Does Darius Jackson Have A “Puncher’s Chance” Of Landing On Final Roster?
Remember Darius Jackson?
The sixth round running back was an instant fan favorite of Cowboys Nation, as the fanbase hoped Dallas had found the explosive RB2 behind Ezekiel Elliott they needed in the very same draft. Jackson, however, had an up-and-down preseason in 2016 and ended up being waived from the team to make room for Darren McFadden later in the year.
Jackson has bounced around the league a bit since then, joining both the Cleveland Browns and Green Bay Packers at different points. He's back with the Cowboys, however, looking to fight his way onto the team's final roster.
But does the fourth year running back have more than a puncher's chance to do so?
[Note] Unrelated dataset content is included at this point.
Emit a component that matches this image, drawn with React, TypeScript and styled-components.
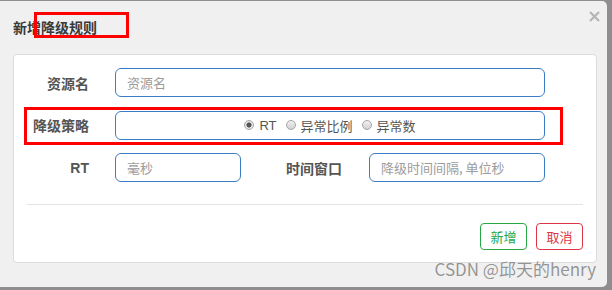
import React from "react";
import styled, { createGlobalStyle } from "styled-components";

const GlobalStyle = createGlobalStyle`
  html, body {
    margin: 0;
    padding: 0;
    background: #8e8e8e;
    font-family: "Liberation Sans", "Noto Sans CJK SC", sans-serif;
  }
  #root { width: 612px; height: 290px; overflow: hidden; }
`;

const Page = styled.div`
  position: relative;
  width: 612px;
  height: 290px;
  overflow: hidden;
  padding-top: 1px;
  box-sizing: border-box;
`;

const Dialog = styled.div`
  width: 607px;
  height: 286px;
  background: #f0f0f0;
  border-radius: 0 5px 5px 0;
  display: flex;
  flex-direction: column;
`;

const Header = styled.div`
  display: flex;
  justify-content: space-between;
  align-items: flex-start;
  height: 53px;
  box-sizing: border-box;
  padding: 10px 7px 0 13px;
`;

const Title = styled.div`
  margin-top: 6px;
  font-size: 14px;
  line-height: 20px;
  font-weight: 700;
  color: #3a3a3a;
  font-family: "Noto Sans CJK SC", sans-serif;
`;

const Close = styled.svg`
  width: 11px;
  height: 11px;
  display: block;
`;

const Panel = styled.div`
  margin: 0 10px 0 13px;
  height: 209px;
  box-sizing: border-box;
  background: #fff;
  border: 1px solid #dcdcdc;
  border-radius: 4px;
  padding: 13px 0 0 0;
  display: flex;
  flex-direction: column;
`;

const Form = styled.div`
  display: flex;
  flex-direction: column;
  gap: 13.5px;
`;

const Row = styled.div`
  display: flex;
  align-items: center;
  height: 29px;
`;

const Label = styled.div<{ $gap?: number }>`
  width: 75px;
  flex: none;
  text-align: right;
  margin-right: ${(p) => p.$gap ?? 26}px;
  font-size: 14px;
  font-weight: 700;
  color: #555;
  font-family: "Liberation Sans", "Noto Sans CJK SC", sans-serif;
`;

const Input = styled.input<{ $w: number; $after?: number }>`
  width: ${(p) => p.$w}px;
  height: 29px;
  flex: none;
  box-sizing: border-box;
  border: 1px solid #3b7dc4;
  border-radius: 6px;
  padding: 0 11px;
  margin: 0 ${(p) => p.$after ?? 0}px 0 0;
  font-size: 13px;
  font-family: "Noto Sans CJK SC", sans-serif;
  color: #555;
  outline: none;
  background: #fff;
  &::placeholder { color: #9c9c9c; }
`;

const RadioBox = styled.div`
  width: 430px;
  height: 29px;
  box-sizing: border-box;
  border: 1px solid #3b7dc4;
  border-radius: 6px;
  display: flex;
  align-items: center;
  justify-content: center;
  gap: 9px;
`;

const RadioItem = styled.label`
  display: flex;
  align-items: center;
  gap: 5px;
  font-size: 13px;
  color: #555;
  font-family: "Liberation Sans", "Noto Sans CJK SC", sans-serif;
`;

const RadioDot = styled.span<{ $checked?: boolean }>`
  width: 10px;
  height: 10px;
  border-radius: 50%;
  box-sizing: border-box;
  border: 1px solid #a5a5a5;
  background: ${(p) =>
    p.$checked
      ? "radial-gradient(circle, #555 0 2.3px, #e6e6e6 2.8px)"
      : "linear-gradient(#f0f0f0, #d2d2d2)"};
`;

const Divider = styled.div`
  margin: 22px 13px 0;
  height: 1px;
  background: #e3e3e3;
`;

const Footer = styled.div`
  display: flex;
  justify-content: flex-end;
  gap: 9px;
  margin: 18px 13px 0;
`;

const Btn = styled.button<{ $color: string }>`
  width: 47px;
  height: 27px;
  box-sizing: border-box;
  background: #fff;
  border: 1px solid ${(p) => p.$color};
  color: ${(p) => p.$color};
  border-radius: 4px;
  font-size: 13px;
  font-family: "Noto Sans CJK SC", sans-serif;
  padding: 0;
`;

const Annotation = styled.div<{ $x: number; $y: number; $w: number; $h: number }>`
  position: absolute;
  left: ${(p) => p.$x}px;
  top: ${(p) => p.$y}px;
  width: ${(p) => p.$w}px;
  height: ${(p) => p.$h}px;
  box-sizing: border-box;
  border: 3px solid #ff0000;
  pointer-events: none;
`;

const Watermark = styled.div`
  position: absolute;
  right: 16px;
  top: 256px;
  font-size: 17px;
  line-height: 26px;
  color: rgba(120, 120, 120, 0.8);
  text-shadow: 0 0 1px rgba(255, 255, 255, 0.8);
  font-family: "Noto Sans CJK SC", sans-serif;
  white-space: nowrap;
`;

export default function App() {
  return (
    <>
      <GlobalStyle />
      <Page>
        <Dialog>
          <Header>
            <Title>新增降级规则</Title>
            <Close viewBox="0 0 11 11">
              <path d="M1 1 L10 10 M10 1 L1 10" stroke="#b5b5b5" strokeWidth="2.2" />
            </Close>
          </Header>
          <Panel>
            <Form>
              <Row>
                <Label>资源名</Label>
                <Input $w={430} placeholder="资源名" />
              </Row>
              <Row>
                <Label>降级策略</Label>
                <RadioBox>
                  <RadioItem>
                    <RadioDot $checked />
                    RT
                  </RadioItem>
                  <RadioItem>
                    <RadioDot />
                    异常比例
                  </RadioItem>
                  <RadioItem>
                    <RadioDot />
                    异常数
                  </RadioItem>
                </RadioBox>
              </Row>
              <Row>
                <Label>RT</Label>
                <Input $w={126} $after={26} placeholder="毫秒" />
                <Label $gap={27}>时间窗口</Label>
                <Input $w={176} placeholder="降级时间间隔, 单位秒" />
              </Row>
            </Form>
            <Divider />
            <Footer>
              <Btn $color="#28a745">新增</Btn>
              <Btn $color="#dc3545">取消</Btn>
            </Footer>
          </Panel>
        </Dialog>
        <Annotation $x={34} $y={12} $w={95} $h={26} />
        <Annotation $x={24} $y={107} $w={539} $h={38} />
        <Watermark>CSDN @邱天的henry</Watermark>
      </Page>
    </>
  );
}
The Cowboys spent much of the 2019 NFL Draft rebuilding their running back depth. First, they drafted Memphis back Tony Pollard hoping to find a versatile and dynamic threat to compliment the workhorse that is Ezekiel Elliott. Then, in the seventh round, Dallas took another Ohio State running back in Mike Weber who fits more of the "traditional" running back form.
So with two new touted rookies behind the veteran Elliott, and fullback Jamize Olawale more than likely having a roster spot as well, there doesn't seem to be room for Darius Jackson on the Dallas Cowboys.
That didn't stop him from competing at OTAs, however. DallasCowboys.com named Darius Jackson one of their top ten "head turners" from the OTA practices, and considering that Mike Weber is banged up at the moment, Jackson will certainly have his opportunities to fight for that spot.
Still, the odds suggest that Darius Jackson will not be with the Cowboys come the Fall of 2019. Though he entered the league with some fanfare for a day three pick, his production has been more fitting of his draft grade than of his fan hype.
Jackson hasn't been the explosive player/receiving back that they're hoping Tony Pollard will be, nor has he been the every-down type backup runner that they seem to hope Mike Weber will be.
In the end, the Cowboys-Darius Jackson story is likely to close during this year's training camp.